The court allowed a shareholder to enforce voting rights as a personal right when a chairman improperly disallowed nominee votes.

25
What does s.29 CA 2006 cover?
It specifies that special resolutions and agreements to which all members consent are part of the company's constitution.
26
How do pre-CA 2006 companies differ in their constitutional framework?
They follow the provisions of earlier 'Table A' articles, which can be replaced with Model Articles through an amendment process.
27
What is the Duomatic principle's relevance to private companies?
It allows private companies to bypass formal procedures if all shareholders agree unanimously on a course of action.
28
How did Re Charterhouse Capital Ltd [2015] clarify amendments to articles?
The court ruled that amendments adversely affecting minority shareholders are valid if made in good faith and for the company's benefit.
29
What case distinguished between members' rights qua members and outsider rights?
Hickman v Kent or Romney Marsh Sheep-Breeders' Association [1915], where the court clarified that articles bind members only in their capacity as members.
30
What is the relationship between shareholder agreements and company law?
Shareholder agreements can create enforceable obligations between shareholders that may complement but not override company law or articles.
31
What is the difference between an ordinary resolution and a special resolution?
An ordinary resolution requires a simple majority (over 50%), while a special resolution requires at least 75% approval.
32
What is the importance of Salmon v Quin & Axtens [1909] in enforcing articles?
It showed that members could enforce provisions in the articles, even when the rights granted were tied to their capacity as directors.
33
What statutory limitations exist on the power to amend articles under s.24 CA 2006?
Amendments cannot compel shareholders to acquire additional shares or accept new financial obligations without their consent.
34
How did Russell v Northern Bank Development Corp Ltd [1992] define the limits of shareholder agreements?
Agreements among shareholders can restrict voting behavior but cannot bind the company to forego statutory powers.
35
What are the five primary areas covered by the Model Articles?
They govern: * Power distribution between board and shareholders. * Board appointments and decisions. * General meeting decision-making. * Share rights and transfers. * Dividends and distributions.
36
What is the purpose of entrenched provisions under s.22 CA 2006?

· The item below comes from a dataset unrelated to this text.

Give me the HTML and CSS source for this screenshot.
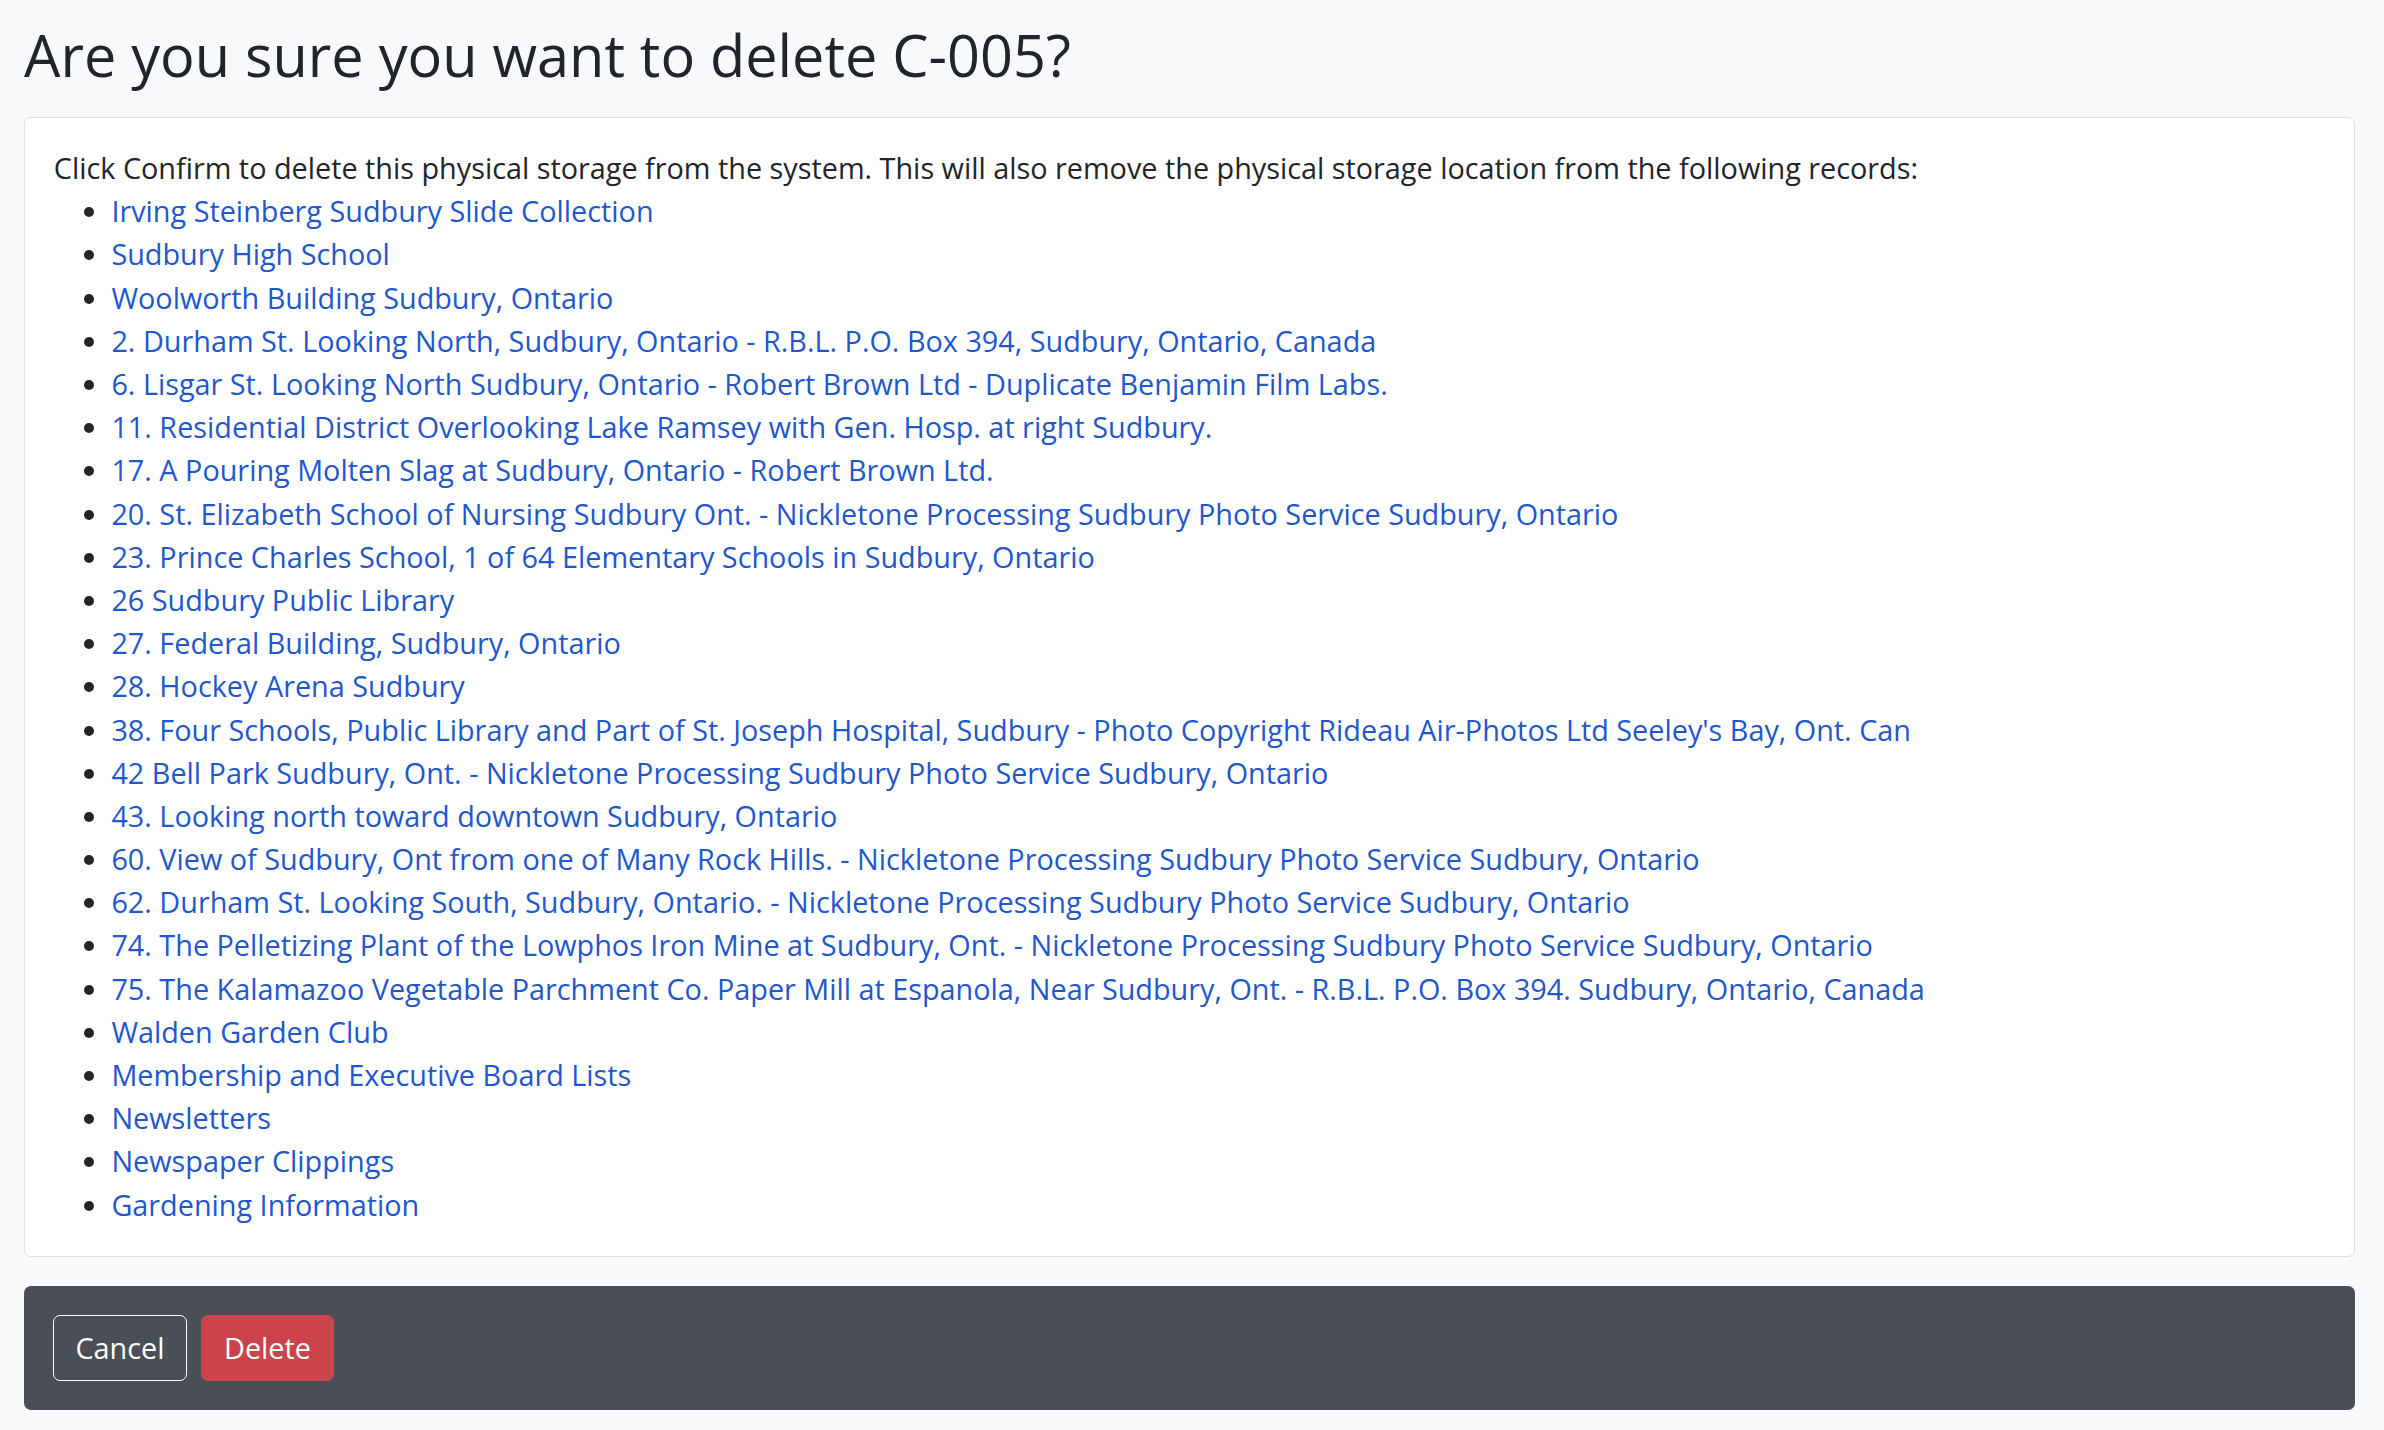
FILE: index.html
```html
<!DOCTYPE html>
<html lang="en">
<head>
    <meta charset="UTF-8">
    <meta name="viewport" content="width=device-width, initial-scale=1.0">
    <title>Delete C-005</title>
    <link rel="stylesheet" href="styles.css">
</head>
<body>
    <div class="page">
        <!-- Heading -->
        <h1 class="title">Are you sure you want to delete C-005?</h1>

        <!-- Affected records -->
        <div class="card">
            <p class="intro">Click Confirm to delete this physical storage from the system. This will also remove the physical storage location from the following records:</p>
            <ul class="records">
                <li><a href="#">Irving Steinberg Sudbury Slide Collection</a></li>
                <li><a href="#">Sudbury High School</a></li>
                <li><a href="#">Woolworth Building Sudbury, Ontario</a></li>
                <li><a href="#">2. Durham St. Looking North, Sudbury, Ontario - R.B.L. P.O. Box 394, Sudbury, Ontario, Canada</a></li>
                <li><a href="#">6. Lisgar St. Looking North Sudbury, Ontario - Robert Brown Ltd - Duplicate Benjamin Film Labs.</a></li>
                <li><a href="#">11. Residential District Overlooking Lake Ramsey with Gen. Hosp. at right Sudbury.</a></li>
                <li><a href="#">17. A Pouring Molten Slag at Sudbury, Ontario - Robert Brown Ltd.</a></li>
                <li><a href="#">20. St. Elizabeth School of Nursing Sudbury Ont. - Nickletone Processing Sudbury Photo Service Sudbury, Ontario</a></li>
                <li><a href="#">23. Prince Charles School, 1 of 64 Elementary Schools in Sudbury, Ontario</a></li>
                <li><a href="#">26 Sudbury Public Library</a></li>
                <li><a href="#">27. Federal Building, Sudbury, Ontario</a></li>
                <li><a href="#">28. Hockey Arena Sudbury</a></li>
                <li><a href="#">38. Four Schools, Public Library and Part of St. Joseph Hospital, Sudbury - Photo Copyright Rideau Air-Photos Ltd Seeley's Bay, Ont. Can</a></li>
                <li><a href="#">42 Bell Park Sudbury, Ont. - Nickletone Processing Sudbury Photo Service Sudbury, Ontario</a></li>
                <li><a href="#">43. Looking north toward downtown Sudbury, Ontario</a></li>
                <li><a href="#">60. View of Sudbury, Ont from one of Many Rock Hills. - Nickletone Processing Sudbury Photo Service Sudbury, Ontario</a></li>
                <li><a href="#">62. Durham St. Looking South, Sudbury, Ontario. - Nickletone Processing Sudbury Photo Service Sudbury, Ontario</a></li>
                <li><a href="#">74. The Pelletizing Plant of the Lowphos Iron Mine at Sudbury, Ont. - Nickletone Processing Sudbury Photo Service Sudbury, Ontario</a></li>
                <li><a href="#">75. The Kalamazoo Vegetable Parchment Co. Paper Mill at Espanola, Near Sudbury, Ont. - R.B.L. P.O. Box 394. Sudbury, Ontario, Canada</a></li>
                <li><a href="#">Walden Garden Club</a></li>
                <li><a href="#">Membership and Executive Board Lists</a></li>
                <li><a href="#">Newsletters</a></li>
                <li><a href="#">Newspaper Clippings</a></li>
                <li><a href="#">Gardening Information</a></li>
            </ul>
        </div>

        <!-- Action bar -->
        <div class="actions">
            <button class="btn btn-cancel">Cancel</button>
            <button class="btn btn-delete">Delete</button>
        </div>
    </div>
</body>
</html>
```

FILE: styles.css
```css
body {
    margin: 0;
    background-color: #f8f9fa;
    font-family: "Open Sans", "Noto Sans", sans-serif;
    font-size: 28.8px;
    line-height: 1.5;
    color: #212529;
}

.page {
    padding: 0 29px 0 24px;
}

/* Heading */
.title {
    margin: 20px 0 28px;
    font-size: 57.6px;
    font-weight: 400;
    line-height: 1.2;
}

/* Records card */
.card {
    background-color: #ffffff;
    border: 1px solid #dcdfe3;
    border-radius: 7px;
    padding: 28px 28.8px 30px;
}

.intro {
    margin: 0;
}

.records {
    margin: 0;
    padding-left: 57.6px;
}

.records a {
    color: #2257cc;
    text-decoration: none;
}

/* Action bar */
.actions {
    display: flex;
    gap: 14.4px;
    margin-top: 29px;
    padding: 28.8px;
    background-color: #4a4f57;
    border-radius: 7px;
}

.btn {
    font-family: inherit;
    font-size: 28.8px;
    line-height: 1.5;
    padding: 10.8px 21.6px;
    border: 1px solid transparent;
    border-radius: 7px;
    color: #ffffff;
    cursor: pointer;
}

.btn-cancel {
    background-color: transparent;
    border-color: #ffffff;
}

.btn-delete {
    background-color: #cc444b;
    border-color: #cc444b;
}
```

They require stricter amendment conditions, such as unanimous consent, to protect key constitutional clauses.
37
How does Beattie v Beattie [1958] address disputes involving directors and members?
The court held that directors cannot enforce articles in disputes where their director capacity, not membership, is central.
38
Why might companies use shareholder agreements instead of relying solely on articles?
Shareholder agreements provide flexibility, enforceable remedies, privacy, and protection from unilateral amendments.
39
What principle was established in Bushell v Faith [1970] regarding voting rights?
Articles can allocate weighted voting rights, effectively allowing shareholders to entrench directors against removal under s.168 CA 2006.
40
What is the significance of Wood v Odessa Waterworks Co [1889]?
The case established that articles could form enforceable contracts between shareholders, emphasizing collective governance.